Find the lines that include the string "this" and report how many there are. Give no other text.

|---|

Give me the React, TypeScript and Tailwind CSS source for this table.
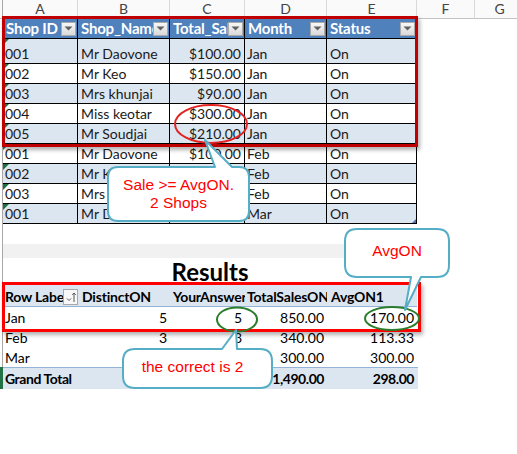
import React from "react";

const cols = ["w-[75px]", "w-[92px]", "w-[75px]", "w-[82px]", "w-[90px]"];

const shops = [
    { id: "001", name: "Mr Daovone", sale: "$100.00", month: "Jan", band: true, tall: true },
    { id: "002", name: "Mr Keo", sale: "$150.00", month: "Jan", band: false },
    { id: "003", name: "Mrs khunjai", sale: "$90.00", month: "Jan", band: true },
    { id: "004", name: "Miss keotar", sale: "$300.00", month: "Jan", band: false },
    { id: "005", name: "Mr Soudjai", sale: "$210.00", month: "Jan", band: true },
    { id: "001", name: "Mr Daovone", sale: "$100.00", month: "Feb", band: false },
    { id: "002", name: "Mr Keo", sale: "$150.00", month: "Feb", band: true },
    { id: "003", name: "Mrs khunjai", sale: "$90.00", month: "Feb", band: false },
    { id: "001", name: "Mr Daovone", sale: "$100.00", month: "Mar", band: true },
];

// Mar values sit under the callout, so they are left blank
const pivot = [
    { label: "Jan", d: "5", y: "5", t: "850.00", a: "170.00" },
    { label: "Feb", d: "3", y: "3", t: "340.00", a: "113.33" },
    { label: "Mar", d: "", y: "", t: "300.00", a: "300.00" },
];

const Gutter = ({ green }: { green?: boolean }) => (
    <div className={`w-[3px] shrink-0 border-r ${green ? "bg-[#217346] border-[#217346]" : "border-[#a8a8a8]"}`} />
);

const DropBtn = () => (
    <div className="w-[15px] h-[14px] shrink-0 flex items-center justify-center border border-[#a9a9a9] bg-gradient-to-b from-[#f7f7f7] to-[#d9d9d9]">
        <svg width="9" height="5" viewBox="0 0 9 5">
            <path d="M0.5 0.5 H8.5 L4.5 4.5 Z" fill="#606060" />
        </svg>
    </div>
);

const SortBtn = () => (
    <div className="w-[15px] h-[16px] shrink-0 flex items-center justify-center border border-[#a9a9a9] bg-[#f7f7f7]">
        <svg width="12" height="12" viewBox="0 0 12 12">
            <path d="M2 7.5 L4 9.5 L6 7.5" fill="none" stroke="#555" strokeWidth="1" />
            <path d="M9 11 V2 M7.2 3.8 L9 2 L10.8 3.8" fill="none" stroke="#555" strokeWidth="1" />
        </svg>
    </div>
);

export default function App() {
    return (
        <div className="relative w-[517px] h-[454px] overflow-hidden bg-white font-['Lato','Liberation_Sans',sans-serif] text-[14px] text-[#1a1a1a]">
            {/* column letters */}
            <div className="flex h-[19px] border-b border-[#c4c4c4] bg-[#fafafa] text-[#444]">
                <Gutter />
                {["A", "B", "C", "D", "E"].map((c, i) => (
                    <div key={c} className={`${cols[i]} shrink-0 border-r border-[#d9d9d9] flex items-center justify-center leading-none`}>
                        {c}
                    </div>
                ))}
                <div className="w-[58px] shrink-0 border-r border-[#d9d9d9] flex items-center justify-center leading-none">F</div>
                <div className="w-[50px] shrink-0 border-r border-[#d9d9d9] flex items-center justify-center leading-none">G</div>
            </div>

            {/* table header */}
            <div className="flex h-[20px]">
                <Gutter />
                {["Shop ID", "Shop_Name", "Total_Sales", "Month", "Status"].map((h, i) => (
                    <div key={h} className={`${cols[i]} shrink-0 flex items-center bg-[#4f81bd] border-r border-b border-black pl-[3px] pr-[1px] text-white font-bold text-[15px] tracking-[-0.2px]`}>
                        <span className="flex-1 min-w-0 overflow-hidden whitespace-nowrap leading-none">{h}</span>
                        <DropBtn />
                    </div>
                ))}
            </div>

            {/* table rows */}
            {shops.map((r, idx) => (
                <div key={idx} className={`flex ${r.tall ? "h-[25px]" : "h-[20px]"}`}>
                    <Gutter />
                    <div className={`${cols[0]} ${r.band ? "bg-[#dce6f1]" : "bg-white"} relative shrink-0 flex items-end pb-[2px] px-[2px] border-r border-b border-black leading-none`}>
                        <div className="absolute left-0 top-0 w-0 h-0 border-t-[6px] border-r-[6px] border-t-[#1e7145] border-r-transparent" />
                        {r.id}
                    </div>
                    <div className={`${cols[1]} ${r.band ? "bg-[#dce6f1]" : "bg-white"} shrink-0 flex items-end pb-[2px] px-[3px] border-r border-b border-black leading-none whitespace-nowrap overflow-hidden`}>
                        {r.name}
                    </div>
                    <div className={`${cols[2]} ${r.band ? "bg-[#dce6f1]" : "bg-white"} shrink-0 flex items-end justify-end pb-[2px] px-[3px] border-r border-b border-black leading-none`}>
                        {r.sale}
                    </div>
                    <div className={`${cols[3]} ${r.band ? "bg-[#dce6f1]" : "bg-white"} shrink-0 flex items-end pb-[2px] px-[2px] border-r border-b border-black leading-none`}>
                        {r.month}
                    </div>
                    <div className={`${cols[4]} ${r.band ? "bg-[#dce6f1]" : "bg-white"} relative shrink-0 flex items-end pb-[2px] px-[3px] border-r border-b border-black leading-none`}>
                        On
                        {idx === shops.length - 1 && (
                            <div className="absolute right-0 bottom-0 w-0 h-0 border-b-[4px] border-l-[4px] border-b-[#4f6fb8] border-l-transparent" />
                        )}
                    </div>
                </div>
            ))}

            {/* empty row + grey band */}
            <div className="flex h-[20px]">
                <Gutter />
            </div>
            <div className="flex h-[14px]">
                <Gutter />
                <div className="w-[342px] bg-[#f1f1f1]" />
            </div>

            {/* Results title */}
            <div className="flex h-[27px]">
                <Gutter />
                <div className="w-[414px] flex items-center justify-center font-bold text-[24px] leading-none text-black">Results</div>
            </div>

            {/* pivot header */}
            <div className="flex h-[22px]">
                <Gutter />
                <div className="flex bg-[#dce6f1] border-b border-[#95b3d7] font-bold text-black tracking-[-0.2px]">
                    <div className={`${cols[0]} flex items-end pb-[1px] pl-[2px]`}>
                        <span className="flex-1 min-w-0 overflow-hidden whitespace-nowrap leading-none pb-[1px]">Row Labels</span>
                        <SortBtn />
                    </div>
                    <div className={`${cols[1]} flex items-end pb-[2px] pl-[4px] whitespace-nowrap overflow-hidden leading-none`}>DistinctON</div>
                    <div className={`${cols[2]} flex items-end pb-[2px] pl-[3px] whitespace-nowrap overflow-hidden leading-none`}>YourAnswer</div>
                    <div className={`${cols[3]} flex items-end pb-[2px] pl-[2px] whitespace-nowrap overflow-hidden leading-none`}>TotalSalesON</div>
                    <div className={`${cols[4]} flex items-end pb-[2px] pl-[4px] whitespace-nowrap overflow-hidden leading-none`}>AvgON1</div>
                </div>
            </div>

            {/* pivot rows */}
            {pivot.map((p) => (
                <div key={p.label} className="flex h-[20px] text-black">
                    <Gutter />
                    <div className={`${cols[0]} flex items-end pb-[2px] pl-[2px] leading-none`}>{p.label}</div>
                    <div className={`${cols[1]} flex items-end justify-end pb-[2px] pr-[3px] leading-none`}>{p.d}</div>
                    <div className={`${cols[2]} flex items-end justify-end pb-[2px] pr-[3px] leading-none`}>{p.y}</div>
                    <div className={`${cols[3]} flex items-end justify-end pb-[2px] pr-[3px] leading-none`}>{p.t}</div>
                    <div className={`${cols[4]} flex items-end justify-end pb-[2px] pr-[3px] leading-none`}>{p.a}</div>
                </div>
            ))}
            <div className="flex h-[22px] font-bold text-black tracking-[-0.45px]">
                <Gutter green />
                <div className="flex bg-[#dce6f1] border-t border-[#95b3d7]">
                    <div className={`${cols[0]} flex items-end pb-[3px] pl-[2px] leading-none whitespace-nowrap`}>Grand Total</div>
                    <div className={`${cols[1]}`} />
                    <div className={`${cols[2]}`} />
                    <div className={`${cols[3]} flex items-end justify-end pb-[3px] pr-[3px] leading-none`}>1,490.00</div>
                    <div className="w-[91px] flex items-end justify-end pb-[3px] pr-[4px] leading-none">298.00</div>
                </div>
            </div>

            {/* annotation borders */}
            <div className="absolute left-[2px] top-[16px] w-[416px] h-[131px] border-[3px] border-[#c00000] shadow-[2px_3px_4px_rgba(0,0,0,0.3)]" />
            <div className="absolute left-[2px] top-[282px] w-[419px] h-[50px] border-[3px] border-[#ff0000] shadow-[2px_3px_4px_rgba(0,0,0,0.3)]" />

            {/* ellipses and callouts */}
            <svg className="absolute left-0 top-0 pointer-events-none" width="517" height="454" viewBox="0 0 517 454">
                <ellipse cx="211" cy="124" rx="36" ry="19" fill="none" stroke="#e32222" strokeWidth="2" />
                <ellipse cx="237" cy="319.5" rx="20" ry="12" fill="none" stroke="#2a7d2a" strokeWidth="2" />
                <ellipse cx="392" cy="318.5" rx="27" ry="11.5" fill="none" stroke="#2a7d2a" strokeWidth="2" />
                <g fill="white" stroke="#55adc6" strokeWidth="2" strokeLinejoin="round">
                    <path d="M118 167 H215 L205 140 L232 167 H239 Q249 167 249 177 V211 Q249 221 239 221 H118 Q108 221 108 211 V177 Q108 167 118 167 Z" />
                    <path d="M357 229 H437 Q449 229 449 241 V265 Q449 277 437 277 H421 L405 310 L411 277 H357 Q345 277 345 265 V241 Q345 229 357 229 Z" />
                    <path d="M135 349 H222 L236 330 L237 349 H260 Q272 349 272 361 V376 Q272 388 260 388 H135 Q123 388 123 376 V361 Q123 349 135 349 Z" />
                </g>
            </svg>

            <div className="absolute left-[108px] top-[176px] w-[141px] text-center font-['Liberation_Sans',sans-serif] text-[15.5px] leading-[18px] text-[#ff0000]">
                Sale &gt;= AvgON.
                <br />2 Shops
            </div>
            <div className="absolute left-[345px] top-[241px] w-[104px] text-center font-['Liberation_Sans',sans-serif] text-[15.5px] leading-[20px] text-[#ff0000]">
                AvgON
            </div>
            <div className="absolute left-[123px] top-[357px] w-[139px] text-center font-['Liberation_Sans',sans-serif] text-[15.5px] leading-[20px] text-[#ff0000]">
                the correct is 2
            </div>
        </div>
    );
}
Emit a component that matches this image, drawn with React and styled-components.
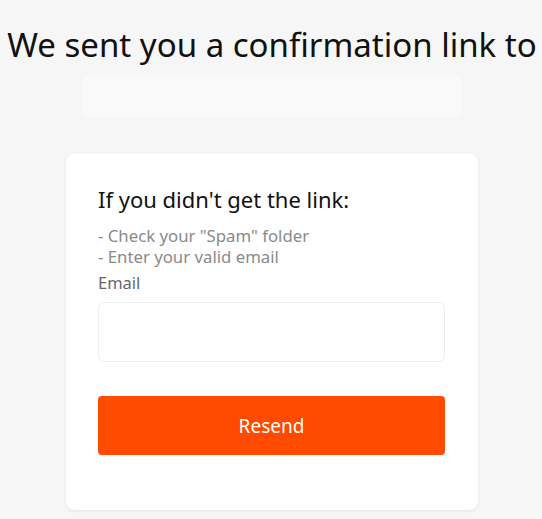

|---|

EXERCISE OUTPUT »
2